/---

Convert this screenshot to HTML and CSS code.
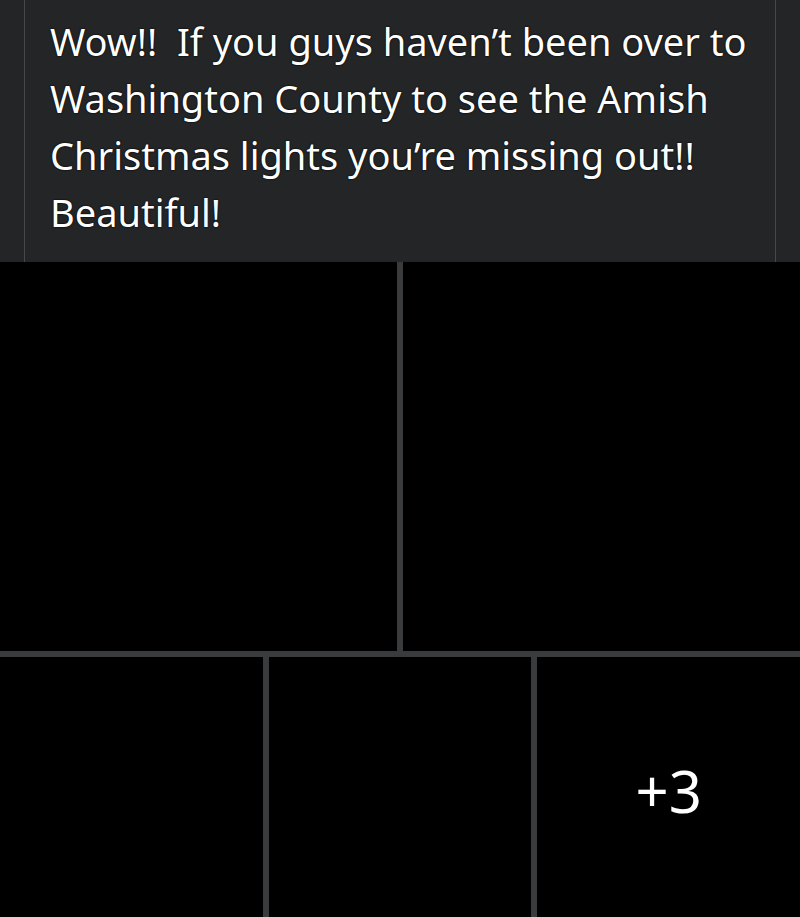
FILE: index.html
```html
<!DOCTYPE html>
<html lang="en">
<head>
    <meta charset="UTF-8">
    <meta name="viewport" content="width=device-width, initial-scale=1.0">
    <title>Post</title>
    <link rel="stylesheet" href="styles.css">
</head>
<body>

    <!-- Текст поста -->
    <div class="post-head">
        <div class="post-body">
            <p class="post-text">Wow!!&nbsp; If you guys haven’t been over to Washington County to see the Amish Christmas lights you’re missing out!! Beautiful!</p>
        </div>
    </div>

    <!-- Сетка фото -->
    <div class="photos">
        <div class="row row-top">
            <div class="tile"></div>
            <div class="tile"></div>
        </div>
        <div class="row row-bottom">
            <div class="tile"></div>
            <div class="tile"></div>
            <div class="tile more">+3</div>
        </div>
    </div>

</body>
</html>
```
FILE: styles.css
```css
body {
    margin: 0;
    padding: 0;
    background: #000;
    font-family: 'Noto Sans', sans-serif;
    height: 917px;
    overflow: hidden;
}

.post-head {
    background: #242526;
    height: 262px;
    padding: 0 24px;
    box-sizing: border-box;
}

.post-body {
    height: 100%;
    border-left: 1px solid #46484a;
    border-right: 1px solid #46484a;
    padding: 13px 20px 0 25px;
    box-sizing: border-box;
}

.post-text {
    margin: 0;
    color: #fff;
    font-size: 38px;
    line-height: 57px;
    text-shadow: 0 0 2px #000, 0 0 1px #000;
}

.photos {
    display: flex;
    flex-direction: column;
    gap: 6px;
    background: #3a3b3c;
}

.row {
    display: flex;
    gap: 6px;
}

.row-top {
    height: 389px;
}

.row-bottom {
    height: 266px;
}

.tile {
    flex: 1;
    background: #000;
}

.more {
    display: flex;
    align-items: center;
    justify-content: center;
    color: #fff;
    font-size: 58px;
}
```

\---

> Aim
Output all of the data exactly as it stands, minus any images.

> Solution to the exercise
Convert this screenshot to HTML and CSS code.
FILE: index.html
```html
<!DOCTYPE html>
<html lang="en">
<head>
    <meta charset="UTF-8">
    <meta name="viewport" content="width=device-width, initial-scale=1.0">
    <title>Post</title>
    <link rel="stylesheet" href="styles.css">
</head>
<body>

    <!-- Текст поста -->
    <div class="post-head">
        <div class="post-body">
            <p class="post-text">Wow!!&nbsp; If you guys haven’t been over to Washington County to see the Amish Christmas lights you’re missing out!! Beautiful!</p>
        </div>
    </div>

    <!-- Сетка фото -->
    <div class="photos">
        <div class="row row-top">
            <div class="tile"></div>
            <div class="tile"></div>
        </div>
        <div class="row row-bottom">
            <div class="tile"></div>
            <div class="tile"></div>
            <div class="tile more">+3</div>
        </div>
    </div>

</body>
</html>
```
FILE: styles.css
```css
body {
    margin: 0;
    padding: 0;
    background: #000;
    font-family: 'Noto Sans', sans-serif;
    height: 917px;
    overflow: hidden;
}

.post-head {
    background: #242526;
    height: 262px;
    padding: 0 24px;
    box-sizing: border-box;
}

.post-body {
    height: 100%;
    border-left: 1px solid #46484a;
    border-right: 1px solid #46484a;
    padding: 13px 20px 0 25px;
    box-sizing: border-box;
}

.post-text {
    margin: 0;
    color: #fff;
    font-size: 38px;
    line-height: 57px;
    text-shadow: 0 0 2px #000, 0 0 1px #000;
}

.photos {
    display: flex;
    flex-direction: column;
    gap: 6px;
    background: #3a3b3c;
}

.row {
    display: flex;
    gap: 6px;
}

.row-top {
    height: 389px;
}

.row-bottom {
    height: 266px;
}

.tile {
    flex: 1;
    background: #000;
}

.more {
    display: flex;
    align-items: center;
    justify-content: center;
    color: #fff;
    font-size: 58px;
}
```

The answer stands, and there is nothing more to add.